• _Problem details_: Only the lines from the start of the data through the line containing "const x = (t: string): Show" should be written out, exactly as they are, with both ends included and the pictures left out.

**********

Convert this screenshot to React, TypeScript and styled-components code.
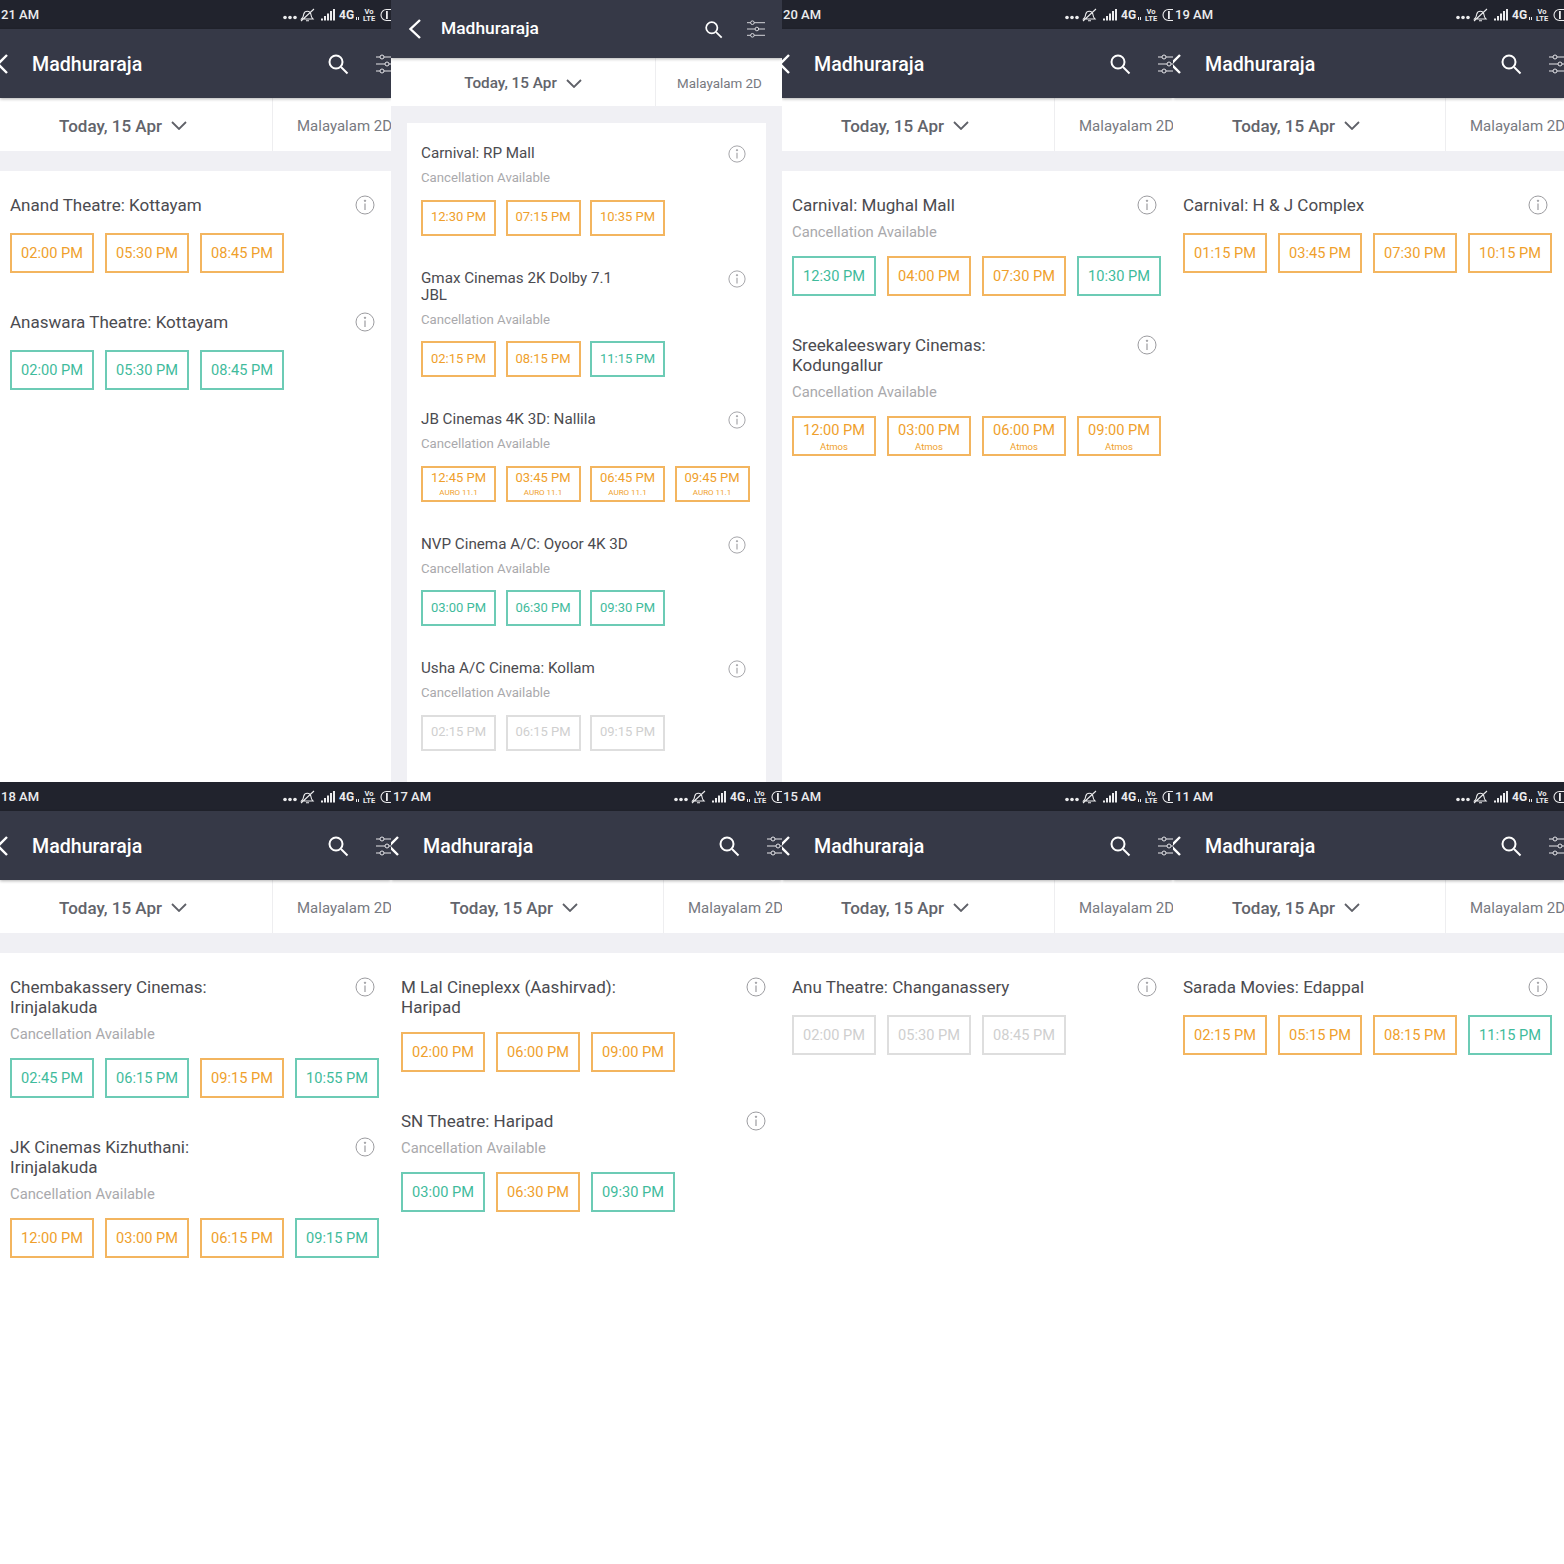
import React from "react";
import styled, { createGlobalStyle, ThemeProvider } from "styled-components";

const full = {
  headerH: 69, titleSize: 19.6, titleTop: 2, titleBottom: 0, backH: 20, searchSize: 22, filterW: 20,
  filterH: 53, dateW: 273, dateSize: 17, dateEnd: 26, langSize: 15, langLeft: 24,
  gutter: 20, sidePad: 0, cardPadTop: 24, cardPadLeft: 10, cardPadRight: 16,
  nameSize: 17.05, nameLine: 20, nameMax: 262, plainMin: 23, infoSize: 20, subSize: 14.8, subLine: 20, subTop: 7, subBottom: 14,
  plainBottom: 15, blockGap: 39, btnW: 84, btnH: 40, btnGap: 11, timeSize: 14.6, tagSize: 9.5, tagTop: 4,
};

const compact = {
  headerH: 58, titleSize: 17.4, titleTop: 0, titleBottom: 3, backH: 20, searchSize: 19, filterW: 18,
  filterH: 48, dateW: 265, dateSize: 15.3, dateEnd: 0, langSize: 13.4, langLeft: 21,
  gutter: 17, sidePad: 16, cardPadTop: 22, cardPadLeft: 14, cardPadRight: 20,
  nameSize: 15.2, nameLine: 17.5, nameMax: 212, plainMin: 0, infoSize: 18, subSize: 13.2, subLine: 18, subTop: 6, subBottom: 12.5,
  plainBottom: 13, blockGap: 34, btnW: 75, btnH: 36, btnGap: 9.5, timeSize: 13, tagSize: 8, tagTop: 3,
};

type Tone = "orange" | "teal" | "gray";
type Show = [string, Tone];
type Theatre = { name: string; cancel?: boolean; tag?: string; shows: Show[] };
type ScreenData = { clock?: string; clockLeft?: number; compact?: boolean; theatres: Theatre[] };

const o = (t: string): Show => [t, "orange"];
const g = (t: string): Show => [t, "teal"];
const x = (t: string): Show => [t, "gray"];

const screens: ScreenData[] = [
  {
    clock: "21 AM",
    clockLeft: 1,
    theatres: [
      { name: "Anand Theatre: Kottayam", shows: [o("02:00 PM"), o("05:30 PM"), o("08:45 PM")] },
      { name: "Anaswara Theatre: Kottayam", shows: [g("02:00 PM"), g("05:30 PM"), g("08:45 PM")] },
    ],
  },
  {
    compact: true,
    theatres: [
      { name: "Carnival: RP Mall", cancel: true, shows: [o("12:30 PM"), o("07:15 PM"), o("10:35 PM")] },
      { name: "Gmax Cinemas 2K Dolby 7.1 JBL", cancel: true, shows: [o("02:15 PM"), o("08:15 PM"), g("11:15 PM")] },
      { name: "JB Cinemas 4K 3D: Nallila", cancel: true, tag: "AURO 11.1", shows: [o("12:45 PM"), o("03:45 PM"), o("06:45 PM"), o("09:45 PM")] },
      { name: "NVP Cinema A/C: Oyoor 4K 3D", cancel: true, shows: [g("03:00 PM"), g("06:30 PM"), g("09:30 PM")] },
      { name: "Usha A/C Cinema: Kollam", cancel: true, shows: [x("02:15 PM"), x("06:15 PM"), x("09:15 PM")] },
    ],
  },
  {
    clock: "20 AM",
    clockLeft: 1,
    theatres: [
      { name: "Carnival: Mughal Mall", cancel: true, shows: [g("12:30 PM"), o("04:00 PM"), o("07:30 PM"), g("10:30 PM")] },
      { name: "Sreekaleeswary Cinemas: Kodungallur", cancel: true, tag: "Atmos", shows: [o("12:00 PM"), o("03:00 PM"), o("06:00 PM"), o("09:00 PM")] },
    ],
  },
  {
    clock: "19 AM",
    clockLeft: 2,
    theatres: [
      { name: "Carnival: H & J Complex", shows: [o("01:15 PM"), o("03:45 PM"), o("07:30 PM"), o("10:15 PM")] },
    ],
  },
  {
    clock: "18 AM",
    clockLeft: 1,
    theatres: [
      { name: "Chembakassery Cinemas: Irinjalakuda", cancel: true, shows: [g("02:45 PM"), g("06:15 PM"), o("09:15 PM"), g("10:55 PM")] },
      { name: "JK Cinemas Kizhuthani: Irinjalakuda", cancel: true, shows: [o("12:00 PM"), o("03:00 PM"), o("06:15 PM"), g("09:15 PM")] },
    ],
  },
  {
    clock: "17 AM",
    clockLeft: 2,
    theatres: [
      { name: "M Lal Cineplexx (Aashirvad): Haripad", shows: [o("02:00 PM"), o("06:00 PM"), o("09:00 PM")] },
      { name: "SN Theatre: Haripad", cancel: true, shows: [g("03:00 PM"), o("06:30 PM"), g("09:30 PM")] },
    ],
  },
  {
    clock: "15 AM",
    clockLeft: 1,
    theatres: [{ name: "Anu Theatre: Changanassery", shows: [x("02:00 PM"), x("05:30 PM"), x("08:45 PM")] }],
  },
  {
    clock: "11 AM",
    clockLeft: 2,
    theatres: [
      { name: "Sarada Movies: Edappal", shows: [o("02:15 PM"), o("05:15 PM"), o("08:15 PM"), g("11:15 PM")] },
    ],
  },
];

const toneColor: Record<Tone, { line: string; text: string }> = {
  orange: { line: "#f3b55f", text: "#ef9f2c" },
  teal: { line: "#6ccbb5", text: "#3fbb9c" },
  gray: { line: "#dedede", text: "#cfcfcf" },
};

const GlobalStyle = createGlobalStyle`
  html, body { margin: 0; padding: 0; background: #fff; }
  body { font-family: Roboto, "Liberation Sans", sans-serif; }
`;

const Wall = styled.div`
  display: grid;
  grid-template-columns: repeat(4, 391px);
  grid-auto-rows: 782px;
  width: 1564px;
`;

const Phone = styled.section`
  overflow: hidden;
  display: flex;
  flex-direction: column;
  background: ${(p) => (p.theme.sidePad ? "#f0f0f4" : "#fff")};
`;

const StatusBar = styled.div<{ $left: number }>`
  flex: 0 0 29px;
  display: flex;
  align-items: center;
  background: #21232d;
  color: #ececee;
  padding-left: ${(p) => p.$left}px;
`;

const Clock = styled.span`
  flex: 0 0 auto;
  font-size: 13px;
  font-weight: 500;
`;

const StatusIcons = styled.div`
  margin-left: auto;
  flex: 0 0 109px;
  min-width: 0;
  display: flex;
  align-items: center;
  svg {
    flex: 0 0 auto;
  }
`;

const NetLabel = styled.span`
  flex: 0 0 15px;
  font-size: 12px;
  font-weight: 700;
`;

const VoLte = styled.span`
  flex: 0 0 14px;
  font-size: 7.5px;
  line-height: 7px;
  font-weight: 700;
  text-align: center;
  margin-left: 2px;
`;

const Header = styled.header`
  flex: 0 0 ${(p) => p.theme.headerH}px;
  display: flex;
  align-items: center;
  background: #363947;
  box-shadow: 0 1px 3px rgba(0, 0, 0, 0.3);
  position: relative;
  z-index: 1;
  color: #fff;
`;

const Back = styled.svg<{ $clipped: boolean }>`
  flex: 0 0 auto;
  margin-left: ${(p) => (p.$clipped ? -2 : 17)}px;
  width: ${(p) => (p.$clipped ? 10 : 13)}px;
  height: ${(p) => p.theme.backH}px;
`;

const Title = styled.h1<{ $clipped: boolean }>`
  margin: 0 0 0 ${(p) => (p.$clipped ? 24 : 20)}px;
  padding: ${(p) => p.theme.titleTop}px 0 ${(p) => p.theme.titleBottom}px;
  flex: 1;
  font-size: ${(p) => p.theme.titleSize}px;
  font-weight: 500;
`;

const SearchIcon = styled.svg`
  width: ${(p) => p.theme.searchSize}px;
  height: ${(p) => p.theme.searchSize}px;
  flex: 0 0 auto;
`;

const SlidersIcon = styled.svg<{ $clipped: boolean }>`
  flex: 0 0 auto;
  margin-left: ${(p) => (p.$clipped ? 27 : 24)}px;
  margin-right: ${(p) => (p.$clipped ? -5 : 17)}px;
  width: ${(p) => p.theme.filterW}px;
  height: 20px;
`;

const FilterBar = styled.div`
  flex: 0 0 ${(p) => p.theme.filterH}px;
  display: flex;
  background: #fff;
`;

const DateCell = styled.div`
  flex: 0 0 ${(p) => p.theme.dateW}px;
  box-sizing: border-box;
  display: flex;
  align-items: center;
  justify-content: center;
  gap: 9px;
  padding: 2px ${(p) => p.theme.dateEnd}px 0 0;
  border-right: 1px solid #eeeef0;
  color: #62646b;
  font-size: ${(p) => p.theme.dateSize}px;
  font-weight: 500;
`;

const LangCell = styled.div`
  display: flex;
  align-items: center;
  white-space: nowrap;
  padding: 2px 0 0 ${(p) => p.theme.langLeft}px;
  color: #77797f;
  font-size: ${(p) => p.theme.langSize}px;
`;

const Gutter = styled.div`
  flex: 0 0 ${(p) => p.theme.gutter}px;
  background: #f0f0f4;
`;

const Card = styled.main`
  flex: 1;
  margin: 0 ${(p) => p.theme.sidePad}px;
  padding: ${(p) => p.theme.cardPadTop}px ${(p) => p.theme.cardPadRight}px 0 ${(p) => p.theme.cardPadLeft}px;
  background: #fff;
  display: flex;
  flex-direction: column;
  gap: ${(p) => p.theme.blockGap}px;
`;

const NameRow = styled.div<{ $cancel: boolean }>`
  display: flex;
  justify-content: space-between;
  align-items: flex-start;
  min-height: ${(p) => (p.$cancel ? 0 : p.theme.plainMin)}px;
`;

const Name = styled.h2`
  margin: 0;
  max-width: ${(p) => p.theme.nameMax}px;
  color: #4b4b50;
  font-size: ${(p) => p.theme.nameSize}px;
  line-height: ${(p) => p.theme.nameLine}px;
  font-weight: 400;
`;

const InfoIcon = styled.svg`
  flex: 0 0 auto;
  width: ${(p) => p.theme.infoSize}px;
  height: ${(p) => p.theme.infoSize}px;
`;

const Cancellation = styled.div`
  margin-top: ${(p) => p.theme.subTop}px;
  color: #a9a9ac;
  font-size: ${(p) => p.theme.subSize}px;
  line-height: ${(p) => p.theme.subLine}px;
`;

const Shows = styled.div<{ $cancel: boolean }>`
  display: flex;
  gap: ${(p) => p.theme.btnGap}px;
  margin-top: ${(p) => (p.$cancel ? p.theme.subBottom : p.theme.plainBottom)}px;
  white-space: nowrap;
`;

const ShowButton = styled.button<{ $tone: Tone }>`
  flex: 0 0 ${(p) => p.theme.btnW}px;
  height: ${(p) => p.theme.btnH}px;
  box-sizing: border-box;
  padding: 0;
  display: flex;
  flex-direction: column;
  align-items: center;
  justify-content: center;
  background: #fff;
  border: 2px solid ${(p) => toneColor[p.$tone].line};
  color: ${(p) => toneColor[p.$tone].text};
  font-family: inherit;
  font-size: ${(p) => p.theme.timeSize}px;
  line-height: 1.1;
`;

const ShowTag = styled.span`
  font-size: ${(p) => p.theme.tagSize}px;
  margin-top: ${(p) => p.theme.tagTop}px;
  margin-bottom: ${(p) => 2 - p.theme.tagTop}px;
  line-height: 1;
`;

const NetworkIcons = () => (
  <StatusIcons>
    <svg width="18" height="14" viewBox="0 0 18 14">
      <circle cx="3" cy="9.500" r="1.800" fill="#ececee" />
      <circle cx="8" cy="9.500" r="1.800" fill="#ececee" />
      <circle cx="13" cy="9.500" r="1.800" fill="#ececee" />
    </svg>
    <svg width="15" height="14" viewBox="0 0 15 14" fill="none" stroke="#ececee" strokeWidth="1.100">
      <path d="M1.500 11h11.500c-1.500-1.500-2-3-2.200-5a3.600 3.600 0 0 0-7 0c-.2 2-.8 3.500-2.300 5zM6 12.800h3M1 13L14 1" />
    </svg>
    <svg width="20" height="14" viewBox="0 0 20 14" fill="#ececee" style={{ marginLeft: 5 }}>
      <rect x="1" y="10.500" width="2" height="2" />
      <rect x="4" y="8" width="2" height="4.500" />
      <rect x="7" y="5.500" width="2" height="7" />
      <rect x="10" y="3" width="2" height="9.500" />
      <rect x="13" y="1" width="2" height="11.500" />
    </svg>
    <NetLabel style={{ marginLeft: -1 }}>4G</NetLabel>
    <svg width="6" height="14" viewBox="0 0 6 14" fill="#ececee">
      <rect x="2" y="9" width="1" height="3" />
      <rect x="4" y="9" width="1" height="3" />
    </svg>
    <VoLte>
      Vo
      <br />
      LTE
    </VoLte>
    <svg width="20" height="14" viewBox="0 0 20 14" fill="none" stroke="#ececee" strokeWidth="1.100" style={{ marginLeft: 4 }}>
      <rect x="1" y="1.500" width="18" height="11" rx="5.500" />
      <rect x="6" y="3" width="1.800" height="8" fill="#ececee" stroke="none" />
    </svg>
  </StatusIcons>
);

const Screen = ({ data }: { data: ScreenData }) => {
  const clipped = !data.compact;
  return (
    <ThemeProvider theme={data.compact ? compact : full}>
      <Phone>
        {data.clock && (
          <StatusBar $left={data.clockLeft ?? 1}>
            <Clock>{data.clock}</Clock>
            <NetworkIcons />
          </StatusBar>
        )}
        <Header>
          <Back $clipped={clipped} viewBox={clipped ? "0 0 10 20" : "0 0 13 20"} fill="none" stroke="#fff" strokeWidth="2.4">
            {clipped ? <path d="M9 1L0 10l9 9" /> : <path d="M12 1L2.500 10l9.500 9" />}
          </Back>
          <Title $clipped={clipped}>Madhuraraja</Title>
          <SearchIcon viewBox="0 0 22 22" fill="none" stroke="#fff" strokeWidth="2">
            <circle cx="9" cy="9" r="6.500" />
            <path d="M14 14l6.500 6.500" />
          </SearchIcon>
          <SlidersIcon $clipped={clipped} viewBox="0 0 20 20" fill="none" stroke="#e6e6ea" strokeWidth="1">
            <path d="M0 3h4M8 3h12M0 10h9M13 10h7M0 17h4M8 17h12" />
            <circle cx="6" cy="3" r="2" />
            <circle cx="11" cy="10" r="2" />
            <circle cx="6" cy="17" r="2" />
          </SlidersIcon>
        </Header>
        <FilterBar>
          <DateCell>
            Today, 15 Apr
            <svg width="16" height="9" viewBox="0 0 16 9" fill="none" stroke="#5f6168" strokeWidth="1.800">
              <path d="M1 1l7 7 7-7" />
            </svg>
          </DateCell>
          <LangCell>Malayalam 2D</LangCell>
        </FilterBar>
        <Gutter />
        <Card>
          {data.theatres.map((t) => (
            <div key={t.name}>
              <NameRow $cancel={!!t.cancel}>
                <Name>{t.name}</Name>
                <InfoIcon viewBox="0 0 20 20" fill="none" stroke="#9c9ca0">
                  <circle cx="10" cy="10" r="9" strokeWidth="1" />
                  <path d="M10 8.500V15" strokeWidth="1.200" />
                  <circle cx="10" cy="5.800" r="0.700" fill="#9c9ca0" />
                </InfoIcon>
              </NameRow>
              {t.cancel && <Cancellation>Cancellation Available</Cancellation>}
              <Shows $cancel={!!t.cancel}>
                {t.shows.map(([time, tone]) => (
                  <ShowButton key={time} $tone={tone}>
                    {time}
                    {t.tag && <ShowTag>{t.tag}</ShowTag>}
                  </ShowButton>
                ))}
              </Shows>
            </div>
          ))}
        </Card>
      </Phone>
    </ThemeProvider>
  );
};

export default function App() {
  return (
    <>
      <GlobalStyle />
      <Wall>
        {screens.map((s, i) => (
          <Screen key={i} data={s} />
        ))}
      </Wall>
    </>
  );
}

**********

• _Task solution_:
Convert this screenshot to React, TypeScript and styled-components code.
import React from "react";
import styled, { createGlobalStyle, ThemeProvider } from "styled-components";

const full = {
  headerH: 69, titleSize: 19.6, titleTop: 2, titleBottom: 0, backH: 20, searchSize: 22, filterW: 20,
  filterH: 53, dateW: 273, dateSize: 17, dateEnd: 26, langSize: 15, langLeft: 24,
  gutter: 20, sidePad: 0, cardPadTop: 24, cardPadLeft: 10, cardPadRight: 16,
  nameSize: 17.05, nameLine: 20, nameMax: 262, plainMin: 23, infoSize: 20, subSize: 14.8, subLine: 20, subTop: 7, subBottom: 14,
  plainBottom: 15, blockGap: 39, btnW: 84, btnH: 40, btnGap: 11, timeSize: 14.6, tagSize: 9.5, tagTop: 4,
};

const compact = {
  headerH: 58, titleSize: 17.4, titleTop: 0, titleBottom: 3, backH: 20, searchSize: 19, filterW: 18,
  filterH: 48, dateW: 265, dateSize: 15.3, dateEnd: 0, langSize: 13.4, langLeft: 21,
  gutter: 17, sidePad: 16, cardPadTop: 22, cardPadLeft: 14, cardPadRight: 20,
  nameSize: 15.2, nameLine: 17.5, nameMax: 212, plainMin: 0, infoSize: 18, subSize: 13.2, subLine: 18, subTop: 6, subBottom: 12.5,
  plainBottom: 13, blockGap: 34, btnW: 75, btnH: 36, btnGap: 9.5, timeSize: 13, tagSize: 8, tagTop: 3,
};

type Tone = "orange" | "teal" | "gray";
type Show = [string, Tone];
type Theatre = { name: string; cancel?: boolean; tag?: string; shows: Show[] };
type ScreenData = { clock?: string; clockLeft?: number; compact?: boolean; theatres: Theatre[] };

const o = (t: string): Show => [t, "orange"];
const g = (t: string): Show => [t, "teal"];
const x = (t: string): Show => [t, "gray"];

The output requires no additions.